**WHAT IS EXPECTED**: Search the data for the word "this" and copy every line that contains it.

_ _ _ _ _ _ _

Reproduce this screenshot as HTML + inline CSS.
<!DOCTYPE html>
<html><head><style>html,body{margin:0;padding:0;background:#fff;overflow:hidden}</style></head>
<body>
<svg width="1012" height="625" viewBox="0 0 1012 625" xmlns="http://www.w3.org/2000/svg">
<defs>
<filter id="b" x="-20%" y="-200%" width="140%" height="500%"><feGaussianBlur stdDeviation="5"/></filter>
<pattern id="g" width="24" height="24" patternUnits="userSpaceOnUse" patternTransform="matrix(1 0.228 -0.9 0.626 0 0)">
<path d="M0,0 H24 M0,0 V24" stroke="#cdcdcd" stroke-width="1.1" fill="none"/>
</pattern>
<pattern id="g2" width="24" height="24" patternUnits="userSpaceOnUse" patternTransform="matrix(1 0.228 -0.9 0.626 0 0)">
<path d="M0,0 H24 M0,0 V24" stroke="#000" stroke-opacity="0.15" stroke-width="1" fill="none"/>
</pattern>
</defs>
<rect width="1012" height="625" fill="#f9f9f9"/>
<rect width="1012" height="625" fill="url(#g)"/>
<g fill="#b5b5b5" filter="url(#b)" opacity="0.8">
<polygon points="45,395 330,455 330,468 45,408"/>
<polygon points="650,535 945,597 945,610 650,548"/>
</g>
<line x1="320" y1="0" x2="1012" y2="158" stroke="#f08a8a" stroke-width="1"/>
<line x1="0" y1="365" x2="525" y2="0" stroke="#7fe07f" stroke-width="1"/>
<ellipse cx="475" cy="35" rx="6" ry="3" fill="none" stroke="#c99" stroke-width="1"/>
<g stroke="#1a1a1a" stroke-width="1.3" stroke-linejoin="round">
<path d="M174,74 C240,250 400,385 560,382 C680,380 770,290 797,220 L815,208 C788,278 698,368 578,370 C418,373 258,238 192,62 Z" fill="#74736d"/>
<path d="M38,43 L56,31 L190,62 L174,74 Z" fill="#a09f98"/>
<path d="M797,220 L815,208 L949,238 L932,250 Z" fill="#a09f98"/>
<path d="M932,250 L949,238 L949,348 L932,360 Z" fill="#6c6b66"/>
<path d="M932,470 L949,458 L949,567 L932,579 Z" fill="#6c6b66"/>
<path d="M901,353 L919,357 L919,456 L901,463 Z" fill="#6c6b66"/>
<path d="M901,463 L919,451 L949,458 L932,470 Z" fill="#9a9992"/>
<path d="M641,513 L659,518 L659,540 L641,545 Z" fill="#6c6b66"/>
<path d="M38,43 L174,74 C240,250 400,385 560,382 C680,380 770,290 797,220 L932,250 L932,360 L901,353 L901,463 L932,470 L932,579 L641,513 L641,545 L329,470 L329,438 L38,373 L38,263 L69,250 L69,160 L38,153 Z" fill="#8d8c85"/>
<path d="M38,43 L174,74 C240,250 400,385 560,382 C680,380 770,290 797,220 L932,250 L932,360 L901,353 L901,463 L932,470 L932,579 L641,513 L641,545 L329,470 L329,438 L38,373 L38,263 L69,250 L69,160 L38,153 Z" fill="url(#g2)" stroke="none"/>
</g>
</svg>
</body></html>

_ _ _ _ _ _ _

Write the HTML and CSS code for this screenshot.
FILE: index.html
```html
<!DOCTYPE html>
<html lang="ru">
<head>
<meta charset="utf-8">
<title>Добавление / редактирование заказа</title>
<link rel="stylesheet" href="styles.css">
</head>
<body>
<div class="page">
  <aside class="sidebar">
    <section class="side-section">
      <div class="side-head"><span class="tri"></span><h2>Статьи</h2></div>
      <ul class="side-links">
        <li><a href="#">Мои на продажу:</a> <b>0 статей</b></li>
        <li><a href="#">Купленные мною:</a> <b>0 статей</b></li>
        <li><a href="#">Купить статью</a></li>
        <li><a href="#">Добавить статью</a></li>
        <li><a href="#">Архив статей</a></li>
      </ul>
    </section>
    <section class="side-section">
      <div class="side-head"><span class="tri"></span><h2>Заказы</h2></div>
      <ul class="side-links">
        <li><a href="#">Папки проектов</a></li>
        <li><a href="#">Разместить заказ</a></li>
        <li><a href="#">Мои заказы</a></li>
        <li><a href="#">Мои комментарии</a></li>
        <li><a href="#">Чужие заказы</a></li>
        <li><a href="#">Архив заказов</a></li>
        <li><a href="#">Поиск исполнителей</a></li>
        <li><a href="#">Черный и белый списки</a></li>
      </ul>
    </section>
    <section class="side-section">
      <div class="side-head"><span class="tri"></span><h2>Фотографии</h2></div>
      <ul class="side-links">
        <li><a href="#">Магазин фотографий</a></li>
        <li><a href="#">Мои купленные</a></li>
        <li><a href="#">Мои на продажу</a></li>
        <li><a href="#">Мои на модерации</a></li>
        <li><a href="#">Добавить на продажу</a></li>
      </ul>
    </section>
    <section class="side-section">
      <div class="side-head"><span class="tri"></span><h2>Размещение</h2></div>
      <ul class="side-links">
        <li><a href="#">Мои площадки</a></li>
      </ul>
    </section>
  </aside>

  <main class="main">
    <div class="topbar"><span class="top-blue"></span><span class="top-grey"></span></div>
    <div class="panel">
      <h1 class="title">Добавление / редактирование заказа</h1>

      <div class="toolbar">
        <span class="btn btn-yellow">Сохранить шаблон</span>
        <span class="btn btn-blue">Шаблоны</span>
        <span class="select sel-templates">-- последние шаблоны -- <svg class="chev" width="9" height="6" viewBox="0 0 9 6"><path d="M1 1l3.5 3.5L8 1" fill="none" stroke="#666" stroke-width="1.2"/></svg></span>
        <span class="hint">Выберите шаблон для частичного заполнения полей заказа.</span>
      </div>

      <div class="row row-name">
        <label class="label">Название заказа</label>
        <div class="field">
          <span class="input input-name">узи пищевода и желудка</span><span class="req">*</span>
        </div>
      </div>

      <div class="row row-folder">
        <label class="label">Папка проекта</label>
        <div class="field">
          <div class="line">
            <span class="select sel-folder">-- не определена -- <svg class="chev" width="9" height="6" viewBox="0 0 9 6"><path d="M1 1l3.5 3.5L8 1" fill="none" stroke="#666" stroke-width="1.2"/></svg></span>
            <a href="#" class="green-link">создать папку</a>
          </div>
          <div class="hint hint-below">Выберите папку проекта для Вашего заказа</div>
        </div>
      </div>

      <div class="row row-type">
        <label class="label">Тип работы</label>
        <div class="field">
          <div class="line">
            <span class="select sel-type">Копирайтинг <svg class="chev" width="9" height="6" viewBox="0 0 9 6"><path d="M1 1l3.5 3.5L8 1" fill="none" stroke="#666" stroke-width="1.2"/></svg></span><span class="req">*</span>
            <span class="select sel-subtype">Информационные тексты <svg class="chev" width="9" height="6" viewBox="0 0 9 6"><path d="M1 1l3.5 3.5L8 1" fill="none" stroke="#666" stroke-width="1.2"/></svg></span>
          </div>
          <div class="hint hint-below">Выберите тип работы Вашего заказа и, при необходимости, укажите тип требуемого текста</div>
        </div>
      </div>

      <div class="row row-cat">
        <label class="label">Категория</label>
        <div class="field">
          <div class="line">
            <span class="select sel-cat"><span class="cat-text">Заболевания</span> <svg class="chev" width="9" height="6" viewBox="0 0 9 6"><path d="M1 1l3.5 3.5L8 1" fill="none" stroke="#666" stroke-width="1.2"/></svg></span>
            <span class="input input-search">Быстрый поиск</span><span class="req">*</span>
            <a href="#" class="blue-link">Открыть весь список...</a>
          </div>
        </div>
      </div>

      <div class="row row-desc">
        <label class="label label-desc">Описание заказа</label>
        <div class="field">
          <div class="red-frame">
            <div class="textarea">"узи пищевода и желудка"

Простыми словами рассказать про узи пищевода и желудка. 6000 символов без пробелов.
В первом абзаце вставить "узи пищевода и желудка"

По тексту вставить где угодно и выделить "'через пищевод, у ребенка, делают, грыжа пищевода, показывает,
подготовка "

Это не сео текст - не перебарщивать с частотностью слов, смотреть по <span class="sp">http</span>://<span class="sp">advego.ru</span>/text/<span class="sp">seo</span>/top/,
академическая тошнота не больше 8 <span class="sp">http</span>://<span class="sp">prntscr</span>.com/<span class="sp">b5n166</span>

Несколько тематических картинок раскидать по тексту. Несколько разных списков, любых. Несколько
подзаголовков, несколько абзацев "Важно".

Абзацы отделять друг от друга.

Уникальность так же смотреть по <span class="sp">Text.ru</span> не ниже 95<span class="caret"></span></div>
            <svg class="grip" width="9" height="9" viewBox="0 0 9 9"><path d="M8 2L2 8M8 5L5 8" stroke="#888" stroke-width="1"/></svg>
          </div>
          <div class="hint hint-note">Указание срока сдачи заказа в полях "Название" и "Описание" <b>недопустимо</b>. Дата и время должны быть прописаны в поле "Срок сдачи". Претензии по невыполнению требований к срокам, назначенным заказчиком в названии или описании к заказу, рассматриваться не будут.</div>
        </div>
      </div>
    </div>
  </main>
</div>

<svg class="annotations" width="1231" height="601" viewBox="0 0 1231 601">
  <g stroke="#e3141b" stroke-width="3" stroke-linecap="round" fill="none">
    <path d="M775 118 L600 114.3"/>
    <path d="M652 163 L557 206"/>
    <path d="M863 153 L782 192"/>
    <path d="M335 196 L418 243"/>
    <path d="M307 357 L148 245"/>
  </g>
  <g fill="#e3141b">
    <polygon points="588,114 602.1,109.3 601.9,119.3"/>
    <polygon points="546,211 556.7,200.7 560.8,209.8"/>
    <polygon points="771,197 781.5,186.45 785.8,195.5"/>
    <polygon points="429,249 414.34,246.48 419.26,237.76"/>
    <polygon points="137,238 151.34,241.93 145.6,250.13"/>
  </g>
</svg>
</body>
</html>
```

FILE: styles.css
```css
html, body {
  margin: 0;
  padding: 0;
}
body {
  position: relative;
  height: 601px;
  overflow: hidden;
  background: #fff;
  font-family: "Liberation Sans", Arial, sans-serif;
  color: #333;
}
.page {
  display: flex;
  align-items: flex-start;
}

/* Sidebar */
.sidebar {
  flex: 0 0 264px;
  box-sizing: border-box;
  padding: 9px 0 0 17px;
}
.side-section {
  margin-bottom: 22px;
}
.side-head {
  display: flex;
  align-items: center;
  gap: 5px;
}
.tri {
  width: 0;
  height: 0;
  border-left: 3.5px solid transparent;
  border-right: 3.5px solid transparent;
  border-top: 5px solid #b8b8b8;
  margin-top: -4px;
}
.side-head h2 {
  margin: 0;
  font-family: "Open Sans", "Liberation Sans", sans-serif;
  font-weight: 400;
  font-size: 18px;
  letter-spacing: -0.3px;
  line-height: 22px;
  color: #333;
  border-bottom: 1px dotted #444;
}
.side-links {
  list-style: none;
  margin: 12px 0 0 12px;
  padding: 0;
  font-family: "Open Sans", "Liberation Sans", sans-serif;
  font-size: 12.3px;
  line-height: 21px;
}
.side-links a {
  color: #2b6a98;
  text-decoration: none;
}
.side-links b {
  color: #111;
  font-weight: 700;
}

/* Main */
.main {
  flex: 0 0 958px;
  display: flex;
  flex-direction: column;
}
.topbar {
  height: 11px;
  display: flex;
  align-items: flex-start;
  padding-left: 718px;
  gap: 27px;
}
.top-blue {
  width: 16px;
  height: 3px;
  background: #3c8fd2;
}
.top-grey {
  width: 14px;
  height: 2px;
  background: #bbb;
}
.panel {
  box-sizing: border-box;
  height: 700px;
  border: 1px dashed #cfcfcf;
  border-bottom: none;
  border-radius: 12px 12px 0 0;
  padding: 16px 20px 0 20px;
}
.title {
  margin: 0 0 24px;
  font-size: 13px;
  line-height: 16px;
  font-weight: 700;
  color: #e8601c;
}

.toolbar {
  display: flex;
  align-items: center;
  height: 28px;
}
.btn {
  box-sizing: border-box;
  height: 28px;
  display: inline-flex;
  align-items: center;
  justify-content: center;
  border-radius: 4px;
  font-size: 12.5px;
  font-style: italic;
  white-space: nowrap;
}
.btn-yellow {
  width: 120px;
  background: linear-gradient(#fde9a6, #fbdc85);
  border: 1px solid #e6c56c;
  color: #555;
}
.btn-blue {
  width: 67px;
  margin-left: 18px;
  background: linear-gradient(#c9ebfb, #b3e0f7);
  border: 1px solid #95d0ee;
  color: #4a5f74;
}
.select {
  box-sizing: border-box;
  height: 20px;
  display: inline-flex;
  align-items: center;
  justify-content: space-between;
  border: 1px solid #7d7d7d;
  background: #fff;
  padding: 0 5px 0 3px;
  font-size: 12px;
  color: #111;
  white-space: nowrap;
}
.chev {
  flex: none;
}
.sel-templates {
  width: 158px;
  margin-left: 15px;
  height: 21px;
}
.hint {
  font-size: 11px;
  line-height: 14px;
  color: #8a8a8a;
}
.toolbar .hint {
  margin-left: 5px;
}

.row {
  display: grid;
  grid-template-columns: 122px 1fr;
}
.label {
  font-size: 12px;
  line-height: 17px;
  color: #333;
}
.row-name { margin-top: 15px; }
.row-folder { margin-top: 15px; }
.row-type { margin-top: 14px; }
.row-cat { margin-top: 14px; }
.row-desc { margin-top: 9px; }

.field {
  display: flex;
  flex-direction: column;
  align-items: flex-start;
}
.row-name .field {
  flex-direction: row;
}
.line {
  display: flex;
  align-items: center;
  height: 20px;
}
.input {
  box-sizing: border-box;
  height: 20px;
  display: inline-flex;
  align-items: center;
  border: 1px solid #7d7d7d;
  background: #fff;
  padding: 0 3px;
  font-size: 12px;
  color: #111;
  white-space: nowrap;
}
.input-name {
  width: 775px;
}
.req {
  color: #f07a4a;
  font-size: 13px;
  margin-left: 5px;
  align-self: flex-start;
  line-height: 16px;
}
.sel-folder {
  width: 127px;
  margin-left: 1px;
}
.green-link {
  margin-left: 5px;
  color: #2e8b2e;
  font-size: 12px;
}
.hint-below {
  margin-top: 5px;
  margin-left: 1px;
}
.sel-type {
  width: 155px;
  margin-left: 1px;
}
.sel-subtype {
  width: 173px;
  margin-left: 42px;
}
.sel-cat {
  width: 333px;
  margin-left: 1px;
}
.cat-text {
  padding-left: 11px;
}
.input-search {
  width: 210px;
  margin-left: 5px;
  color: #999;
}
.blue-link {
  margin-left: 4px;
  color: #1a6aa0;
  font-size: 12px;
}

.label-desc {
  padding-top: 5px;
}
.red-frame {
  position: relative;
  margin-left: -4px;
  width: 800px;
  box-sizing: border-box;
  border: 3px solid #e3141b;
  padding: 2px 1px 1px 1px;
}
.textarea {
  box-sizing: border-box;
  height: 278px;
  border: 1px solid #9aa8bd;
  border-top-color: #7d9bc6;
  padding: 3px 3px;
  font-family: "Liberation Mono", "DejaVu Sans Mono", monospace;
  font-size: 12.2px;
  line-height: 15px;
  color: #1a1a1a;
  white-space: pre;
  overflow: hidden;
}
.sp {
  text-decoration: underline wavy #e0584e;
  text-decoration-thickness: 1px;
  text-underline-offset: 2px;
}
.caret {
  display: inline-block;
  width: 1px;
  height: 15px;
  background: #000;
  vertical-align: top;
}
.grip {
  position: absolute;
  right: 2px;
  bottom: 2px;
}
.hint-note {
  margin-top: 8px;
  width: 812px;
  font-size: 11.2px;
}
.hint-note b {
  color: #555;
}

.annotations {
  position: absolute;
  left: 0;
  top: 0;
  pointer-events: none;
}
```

_ _ _ _ _ _ _

**ANSWER IN FULL**:
Reproduce this screenshot as HTML + inline CSS.
Write the HTML and CSS code for this screenshot.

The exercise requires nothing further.